Re: RQL-adjustment question
Tom you have been placing post on this site for over a year now covering a wide range of topics. But we (you and I) have had very little ‘back and forth” discussions on those topics. I have often wondered if you had noticed that I seldom reply to your observations and writings. The problem is that once you have stated your position on a swing mechanic, I have found little that I could add to or disagree with.
So, the other day, you mentioned in one of your post that you were having trouble with applying top-hand-torque on an outside pitch. You indicated that you were applying torque and allowing the hands to start casting while delaying shoulder rotation so as to develop a wider hand-path. You went on to say that the results left much to be desired. --- I thought, AH HAW, here is my chance to teach Tom a mechanical principle he is not aware of. I wrote three great paragraphs defining the correct method of applying torque on outside pitches that did not require the batter to initiate the swing in two stages - one for torque, one for rotation.
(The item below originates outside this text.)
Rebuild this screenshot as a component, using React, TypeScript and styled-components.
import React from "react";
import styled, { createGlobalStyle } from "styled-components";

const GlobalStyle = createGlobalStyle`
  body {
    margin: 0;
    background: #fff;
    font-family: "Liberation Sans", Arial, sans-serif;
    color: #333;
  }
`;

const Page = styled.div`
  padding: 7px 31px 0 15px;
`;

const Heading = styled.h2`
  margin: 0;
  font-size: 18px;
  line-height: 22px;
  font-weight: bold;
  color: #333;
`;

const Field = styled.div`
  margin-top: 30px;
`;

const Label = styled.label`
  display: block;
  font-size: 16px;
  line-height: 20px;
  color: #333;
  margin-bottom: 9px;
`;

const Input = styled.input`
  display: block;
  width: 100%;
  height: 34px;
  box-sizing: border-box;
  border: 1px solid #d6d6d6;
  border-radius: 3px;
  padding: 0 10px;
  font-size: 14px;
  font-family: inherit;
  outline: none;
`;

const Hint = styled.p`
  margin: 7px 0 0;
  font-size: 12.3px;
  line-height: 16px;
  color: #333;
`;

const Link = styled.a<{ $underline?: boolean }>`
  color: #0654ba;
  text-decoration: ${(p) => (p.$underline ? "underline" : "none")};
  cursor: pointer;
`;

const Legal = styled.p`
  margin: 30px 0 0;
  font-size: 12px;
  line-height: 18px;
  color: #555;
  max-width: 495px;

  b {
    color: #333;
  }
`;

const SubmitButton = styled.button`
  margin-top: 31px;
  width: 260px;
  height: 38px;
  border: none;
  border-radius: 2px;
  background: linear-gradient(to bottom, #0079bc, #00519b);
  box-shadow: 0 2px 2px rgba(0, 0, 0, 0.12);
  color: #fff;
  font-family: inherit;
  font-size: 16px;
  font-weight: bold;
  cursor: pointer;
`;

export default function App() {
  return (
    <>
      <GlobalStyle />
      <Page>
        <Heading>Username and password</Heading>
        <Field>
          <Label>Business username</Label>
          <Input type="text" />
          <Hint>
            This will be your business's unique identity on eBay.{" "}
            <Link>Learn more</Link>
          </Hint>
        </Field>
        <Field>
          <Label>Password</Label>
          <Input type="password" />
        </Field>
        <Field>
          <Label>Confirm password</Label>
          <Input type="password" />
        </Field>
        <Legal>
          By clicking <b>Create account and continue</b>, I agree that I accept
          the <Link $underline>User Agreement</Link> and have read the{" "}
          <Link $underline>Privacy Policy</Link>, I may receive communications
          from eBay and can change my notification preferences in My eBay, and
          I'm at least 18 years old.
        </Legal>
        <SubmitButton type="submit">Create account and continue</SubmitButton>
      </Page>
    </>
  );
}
I brought up the site to make my post and what did I find?? --- You somehow had read my mind and beat me to the punch (linear) with the below post.
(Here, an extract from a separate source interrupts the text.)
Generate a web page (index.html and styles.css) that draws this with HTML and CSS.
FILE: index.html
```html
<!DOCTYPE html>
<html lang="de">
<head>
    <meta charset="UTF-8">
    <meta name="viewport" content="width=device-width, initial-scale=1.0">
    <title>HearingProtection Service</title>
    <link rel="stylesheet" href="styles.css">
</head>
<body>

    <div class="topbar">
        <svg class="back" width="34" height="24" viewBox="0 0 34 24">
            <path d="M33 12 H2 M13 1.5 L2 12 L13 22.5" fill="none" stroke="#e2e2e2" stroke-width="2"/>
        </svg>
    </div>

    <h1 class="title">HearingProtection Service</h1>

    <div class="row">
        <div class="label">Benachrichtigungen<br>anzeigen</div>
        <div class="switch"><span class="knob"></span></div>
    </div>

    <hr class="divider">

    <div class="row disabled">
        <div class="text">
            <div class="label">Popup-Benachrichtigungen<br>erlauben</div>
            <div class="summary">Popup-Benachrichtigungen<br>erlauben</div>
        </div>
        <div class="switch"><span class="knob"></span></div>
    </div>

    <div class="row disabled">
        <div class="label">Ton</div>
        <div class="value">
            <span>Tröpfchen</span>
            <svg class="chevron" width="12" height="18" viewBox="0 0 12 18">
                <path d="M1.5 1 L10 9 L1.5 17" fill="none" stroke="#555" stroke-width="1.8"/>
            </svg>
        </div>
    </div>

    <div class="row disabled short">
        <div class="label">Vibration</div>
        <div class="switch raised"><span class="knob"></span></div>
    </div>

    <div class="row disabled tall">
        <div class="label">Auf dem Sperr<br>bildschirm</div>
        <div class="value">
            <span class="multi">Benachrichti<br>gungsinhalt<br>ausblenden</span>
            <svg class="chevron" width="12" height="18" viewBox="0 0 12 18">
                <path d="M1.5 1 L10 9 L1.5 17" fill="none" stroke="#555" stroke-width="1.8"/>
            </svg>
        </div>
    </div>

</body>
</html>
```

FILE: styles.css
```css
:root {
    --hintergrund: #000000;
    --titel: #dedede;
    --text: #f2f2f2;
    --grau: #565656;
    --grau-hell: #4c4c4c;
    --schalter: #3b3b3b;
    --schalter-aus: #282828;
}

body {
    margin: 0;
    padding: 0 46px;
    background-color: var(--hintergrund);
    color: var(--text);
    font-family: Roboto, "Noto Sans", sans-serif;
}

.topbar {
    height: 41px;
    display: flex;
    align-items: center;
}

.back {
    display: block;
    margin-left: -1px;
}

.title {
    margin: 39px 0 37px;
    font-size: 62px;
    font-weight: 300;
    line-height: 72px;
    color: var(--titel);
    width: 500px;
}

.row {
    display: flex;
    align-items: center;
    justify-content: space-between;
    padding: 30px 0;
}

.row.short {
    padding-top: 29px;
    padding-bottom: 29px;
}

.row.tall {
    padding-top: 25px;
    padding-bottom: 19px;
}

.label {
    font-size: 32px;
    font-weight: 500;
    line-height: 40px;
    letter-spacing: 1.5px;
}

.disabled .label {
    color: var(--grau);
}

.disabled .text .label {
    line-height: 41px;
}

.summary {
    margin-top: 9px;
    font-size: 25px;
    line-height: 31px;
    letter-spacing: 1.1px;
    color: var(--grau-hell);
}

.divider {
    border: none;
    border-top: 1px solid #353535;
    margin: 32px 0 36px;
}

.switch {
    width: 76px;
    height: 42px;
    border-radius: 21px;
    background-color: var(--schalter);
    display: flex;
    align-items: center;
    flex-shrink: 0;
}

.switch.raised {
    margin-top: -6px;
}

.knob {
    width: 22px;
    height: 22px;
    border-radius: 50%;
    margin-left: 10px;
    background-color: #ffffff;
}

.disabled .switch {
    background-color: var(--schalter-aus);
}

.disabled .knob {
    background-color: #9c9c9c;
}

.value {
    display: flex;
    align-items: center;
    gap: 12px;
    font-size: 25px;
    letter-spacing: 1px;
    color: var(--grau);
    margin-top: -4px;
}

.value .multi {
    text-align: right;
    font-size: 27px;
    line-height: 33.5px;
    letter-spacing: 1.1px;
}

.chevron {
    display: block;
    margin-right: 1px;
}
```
>>>I have not studied video to the extent Jack has, but what he observes and explains fits with my experience and with underlying physical/mechanical principles. What a finely tuned master swing like Big Mac's shows is complete plate coverage with power and most hits going to left center or left. The hypothesis that seems reasonable is that he does not adjust for the away pitch by delaying shoulder turn, rather he accentuates top hand torque. This gets the bat head out sooner creating more energy transfer from the torso turn which slows torso turn resulting in excellent batspeed and good plate coverage/contact by a combo of less shoulder turn/more "L" out of elbow, and hitting to the pull side with elevation. Delaying shoulder turn or widening the handpath are both suboptimal mechanics as compared to Mac's. This approach allows the hands to control the fine adjustment of the swing and a minimization of the variability of motor programs the brain needs to match a given pitch. A situation is created that improves batspeed and reaction time, swing timing and power. These optimal biomechanic solutions have a pattern of optimizing multiple facets together.
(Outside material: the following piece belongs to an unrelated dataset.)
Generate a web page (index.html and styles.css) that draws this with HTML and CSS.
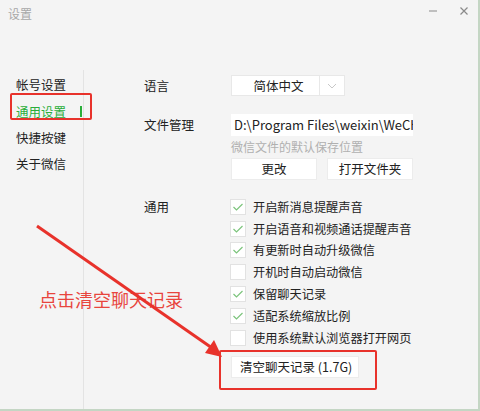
FILE: index.html
```html
<!DOCTYPE html>
<html lang="zh-CN">
<head>
  <meta charset="UTF-8">
  <title>设置</title>
  <link rel="stylesheet" href="styles.css">
</head>
<body>
  <div class="window">
    <div class="titlebar">
      <span class="title">设置</span>
      <div class="controls">
        <svg class="ctl" width="10" height="10" viewBox="0 0 10 10"><line x1="1" y1="5" x2="9" y2="5" stroke="#8a8a8a" stroke-width="1"/></svg>
        <svg class="ctl" width="10" height="10" viewBox="0 0 10 10"><path d="M1.5 1.5 L8.5 8.5 M8.5 1.5 L1.5 8.5" stroke="#8a8a8a" stroke-width="1.2"/></svg>
      </div>
    </div>

    <div class="main">
      <div class="sidebar">
        <div class="nav-item">帐号设置</div>
        <div class="nav-item active">通用设置<span class="indicator"></span></div>
        <div class="nav-item">快捷按键</div>
        <div class="nav-item">关于微信</div>
      </div>

      <div class="content">
        <div class="row row-lang">
          <div class="label">语言</div>
          <div class="field">
            <div class="select">
              <span class="select-text">简体中文</span>
              <span class="select-arrow">
                <svg width="10" height="6" viewBox="0 0 10 6"><polyline points="1,1 5,5 9,1" fill="none" stroke="#c8c8c8" stroke-width="1"/></svg>
              </span>
            </div>
          </div>
        </div>

        <div class="row row-file">
          <div class="label">文件管理</div>
          <div class="field">
            <div class="path">D:\Program Files\weixin\WeChat Files</div>
            <div class="hint">微信文件的默认保存位置</div>
            <div class="btns">
              <div class="btn">更改</div>
              <div class="btn">打开文件夹</div>
            </div>
          </div>
        </div>

        <div class="row row-general">
          <div class="label">通用</div>
          <div class="field">
            <div class="check"><span class="box on"><svg width="12" height="10" viewBox="0 0 12 10"><polyline points="1.5,5 4.5,8 10.5,2" fill="none" stroke="#7cc47c" stroke-width="1.2"/></svg></span>开启新消息提醒声音</div>
            <div class="check"><span class="box on"><svg width="12" height="10" viewBox="0 0 12 10"><polyline points="1.5,5 4.5,8 10.5,2" fill="none" stroke="#7cc47c" stroke-width="1.2"/></svg></span>开启语音和视频通话提醒声音</div>
            <div class="check"><span class="box on"><svg width="12" height="10" viewBox="0 0 12 10"><polyline points="1.5,5 4.5,8 10.5,2" fill="none" stroke="#7cc47c" stroke-width="1.2"/></svg></span>有更新时自动升级微信</div>
            <div class="check"><span class="box"></span>开机时自动启动微信</div>
            <div class="check"><span class="box on"><svg width="12" height="10" viewBox="0 0 12 10"><polyline points="1.5,5 4.5,8 10.5,2" fill="none" stroke="#7cc47c" stroke-width="1.2"/></svg></span>保留聊天记录</div>
            <div class="check"><span class="box on"><svg width="12" height="10" viewBox="0 0 12 10"><polyline points="1.5,5 4.5,8 10.5,2" fill="none" stroke="#7cc47c" stroke-width="1.2"/></svg></span>适配系统缩放比例</div>
            <div class="check"><span class="box"></span>使用系统默认浏览器打开网页</div>
            <div class="btn btn-clear">清空聊天记录 (1.7G)</div>
          </div>
        </div>
      </div>
    </div>

    <!-- annotations -->
    <div class="mark mark-nav"></div>
    <div class="mark mark-clear"></div>
    <div class="note">点击清空聊天记录</div>
    <svg class="arrow" width="478" height="409" viewBox="0 0 478 409">
      <line x1="37" y1="226" x2="212" y2="348" stroke="#e8322b" stroke-width="3"/>
      <polygon points="222,357 205,353 214,340" fill="#e8322b"/>
    </svg>
  </div>
</body>
</html>
```

FILE: styles.css
```css
* {
  box-sizing: border-box;
}

body {
  margin: 0;
  background: #c4d6c4;
  font-family: "Noto Sans CJK SC", "Noto Sans", sans-serif;
  color: #222;
}

.window {
  position: relative;
  width: 478px;
  height: 409px;
  background: #f4f4f4;
  display: flex;
  flex-direction: column;
  overflow: hidden;
}

.titlebar {
  height: 70px;
  display: flex;
  justify-content: space-between;
  align-items: flex-start;
  padding: 5px 9px 0 8px;
}

.title {
  font-size: 12px;
  line-height: 18px;
  color: #a8a8a8;
}

.controls {
  display: flex;
  gap: 21px;
  padding-top: 1px;
}

.main {
  flex: 1;
  display: flex;
}

.sidebar {
  width: 84px;
  border-right: 1px solid #e3e3e3;
  padding-top: 2px;
}

.nav-item {
  height: 26.4px;
  line-height: 26px;
  padding-left: 16px;
  font-size: 12.5px;
  color: #222;
  display: flex;
  justify-content: space-between;
  align-items: center;
}

.nav-item.active {
  color: #2aae3a;
}

.indicator {
  width: 2px;
  height: 11px;
  background: #2aae3a;
  margin-right: 1px;
}

.content {
  flex: 1;
  padding: 5px 0 0 60px;
}

.row {
  display: flex;
}

.label {
  width: 87px;
  font-size: 12.5px;
  line-height: 21px;
}

.row-file {
  margin-top: 18px;
}

.row-file .label {
  line-height: 22px;
}

.row-general {
  margin-top: 19px;
}

.row-general .label {
  line-height: 16px;
}

.select {
  width: 114px;
  height: 21px;
  background: #fff;
  border: 1px solid #e8e8e8;
  display: flex;
}

.select-text {
  width: 88px;
  text-align: center;
  font-size: 12.5px;
  line-height: 19px;
  padding-left: 6px;
  border-right: 1px solid #e8e8e8;
}

.select-arrow {
  flex: 1;
  display: flex;
  align-items: center;
  justify-content: center;
}

.path {
  width: 182px;
  height: 22px;
  background: #fff;
  font-size: 13px;
  line-height: 22px;
  padding-left: 3px;
  white-space: nowrap;
  overflow: hidden;
  color: #222;
}

.hint {
  margin-top: 3px;
  font-size: 12px;
  line-height: 16px;
  color: #b0b0b0;
}

.btns {
  display: flex;
  gap: 10px;
  margin-top: 3px;
}

.btn {
  width: 86px;
  height: 22px;
  background: #fff;
  border: 1px solid #ececec;
  text-align: center;
  font-size: 12.5px;
  line-height: 20px;
  color: #222;
}

.check {
  display: flex;
  align-items: center;
  height: 21.8px;
  font-size: 12.2px;
  line-height: 16px;
}

.check:first-child {
  margin-top: -3px;
}

.box {
  width: 16px;
  height: 16px;
  margin-left: -1px;
  margin-right: 7px;
  background: #fff;
  border: 1px solid #e2e2e2;
  display: flex;
  align-items: center;
  justify-content: center;
}

.btn-clear {
  width: 128px;
  margin-top: 7px;
  text-align: left;
  padding-left: 8px;
  font-size: 12.5px;
}

.mark {
  position: absolute;
  border: 2px solid #e8322b;
  border-radius: 2px;
}

.mark-nav {
  left: 10px;
  top: 93px;
  width: 82px;
  height: 27px;
}

.mark-clear {
  left: 219px;
  top: 350px;
  width: 158px;
  height: 40px;
}

.note {
  position: absolute;
  left: 39px;
  top: 287px;
  font-size: 18px;
  line-height: 24px;
  color: #e8453d;
}

.arrow {
  position: absolute;
  left: 0;
  top: 0;
  pointer-events: none;
}
```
It also makes sense that, as Jack notes, that the swing be initiated properly at launch, defined as when the torso turns forward (when the hands start forward IF there is good connection). While subsequent adjustments have limited impact, the timing of when the hands torque the bathead out can have a significant effect on the ultimate shape and timing of the swing-Tophand torque for the away pitch, bottomhand torque for the middle in pitch. Tom <<<
I was going to respond to todays topic but this one ran a little to long. So I will give you my thoughts tomorrow.